In a recurring pool cleaning business, the number that quietly decides whether you make money is profit per stop β€” how much margin is left after a technician drives to a pool, tests and balances the water, brushes and vacuums, empties baskets, and moves on. The single biggest lever on that number is route density: how many pools sit close enough together that your tech spends the day cleaning pools instead of driving between them. A route with 18 stops in a tight three-mile cluster earns far more than a route with 18 stops scattered across the county, even though the cleaning work is identical. Pool service software is the tool that turns scattered accounts into dense, profitable routes β€” and keeps them that way as you grow.

Why Drive Time Quietly Eats Your Margin

Most pool route owners price by the stop β€” a flat weekly rate per pool β€” without ever measuring the drive time attached to each one. Two accounts can carry the same monthly price and produce wildly different profit because one sits 90 seconds from the previous stop and the other sits 20 minutes out. On a typical service day, a tech only has so many productive hours; every minute behind the wheel is a minute not billed. When your routes are loose, you either run fewer pools per day or pay overtime to finish, and both outcomes shrink profit per stop. The first job of pool service software is to make that hidden drive time visible so you can do something about it.

Building Dense Routes From Pool and Property Profiles

Density starts with knowing exactly where every pool is and what it needs. In pool service software, each account carries a property profile: the address mapped to a pin, the pool type and approximate gallons, the equipment on site (pump, filter, salt cell, heater), and access notes like gate codes or which side the equipment pad sits on. Because every recurring stop is pinned on a map, you can build routes by geography instead of by memory β€” grouping pools that share a neighborhood onto the same day and the same technician. When a new customer signs up, you slot them into the route day that already runs past their street, so each new account makes an existing route denser rather than spawning a new detour. Over a season, that discipline is the difference between a route that fills up and a route that sprawls.

Recurring Route-Based Scheduling That Holds Its Shape

Weekly pool cleaning is the textbook case for recurring, route-based scheduling. You set a pool to its service day β€” say, every Tuesday β€” and the software regenerates that visit automatically week after week, so the route rebuilds itself instead of being retyped each Monday. The payoff for density is consistency: the same tech runs the same tight cluster on the same day, learns the neighborhood, and shaves minutes off every transition. The Job Board shows the whole week at a glance, so when you take on a new pool you can see which day already has room in the right area and drop it there.
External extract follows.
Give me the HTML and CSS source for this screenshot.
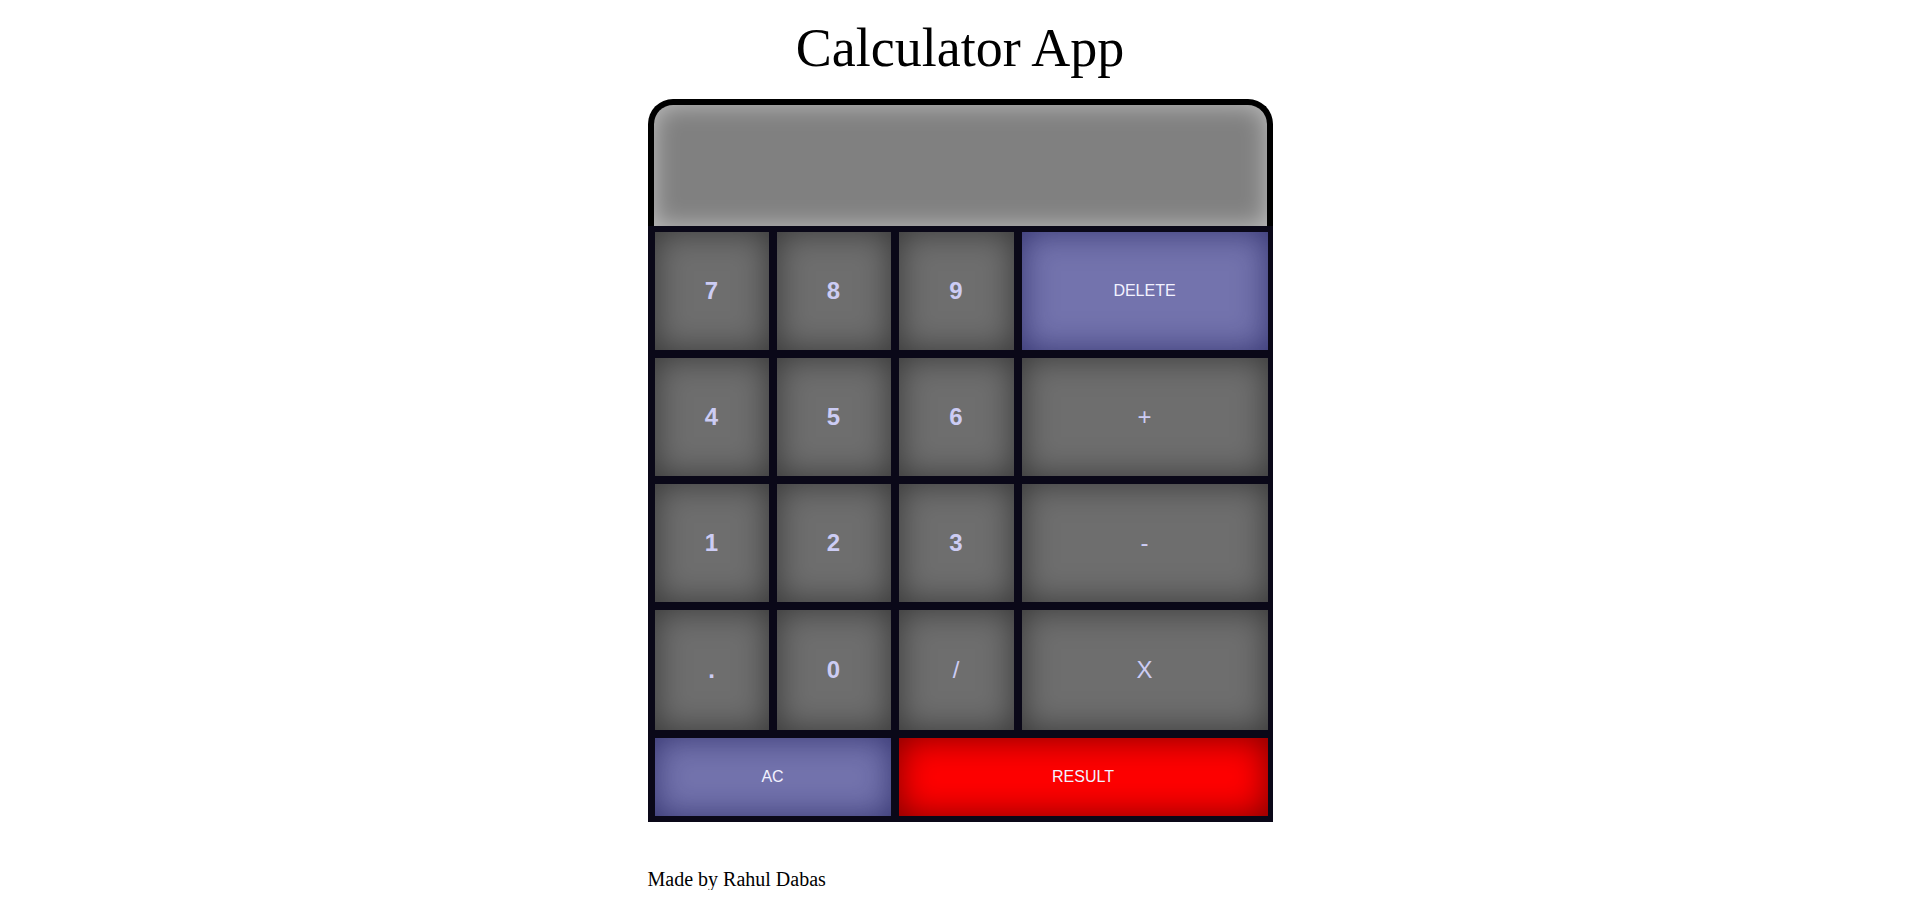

Holidays, skips, and one-off green-to-clean visits get added without blowing up the recurring pattern the rest of the route depends on.

Dispatch, Routing, and Chemistry Logging in the Field

Density only pays off if the field day runs as cleanly as the plan. With dispatch and routing built in, the technician opens the day's route on their phone already ordered for the shortest drive between stops, with each pool's profile, gallons, and access notes attached. At every pool they log water chemistry directly against that account β€” chlorine, pH, alkalinity, cyanuric acid, salt, and phosphate β€” so the readings and the dose of acid, chlorine, or salt added are recorded in seconds, not scribbled on a clipboard. That on-site logging keeps stops fast and consistent, which protects the tight timing a dense route depends on. It also builds a chemistry history for every pool, so recurring problems get caught early instead of turning into an unbilled return trip that wrecks the next day's route. Sometimes a routine stop reveals a pool that has tipped over the edge; managing those is its own discipline, covered in Managing Green-to-Clean Recovery Jobs With Pool Service Software.

Turning Tight Routes Into Higher Profit Per Stop

A dense route earns more only if the billing keeps pace with the cleaning. Pool service software ties invoicing to the visit: recurring monthly billing runs automatically against the card on file, so a route of 18 pools produces 18 paid invoices without anyone chasing checks. Card-on-file payments mean a denser route doesn't create a denser pile of collections work β€” more stops simply means more automatic charges. When a tech adds a filter clean, a salt cell, or a chemistry correction at a stop, that charge attaches to the same account and goes out with the regular invoice, so the extra margin from upsells actually lands. Automated customer texts β€” a heads-up before the visit, a note that service is complete with the chemistry readings β€” cut the inbound calls that pull a tech off the route. Every one of those small frictions removed is profit per stop preserved.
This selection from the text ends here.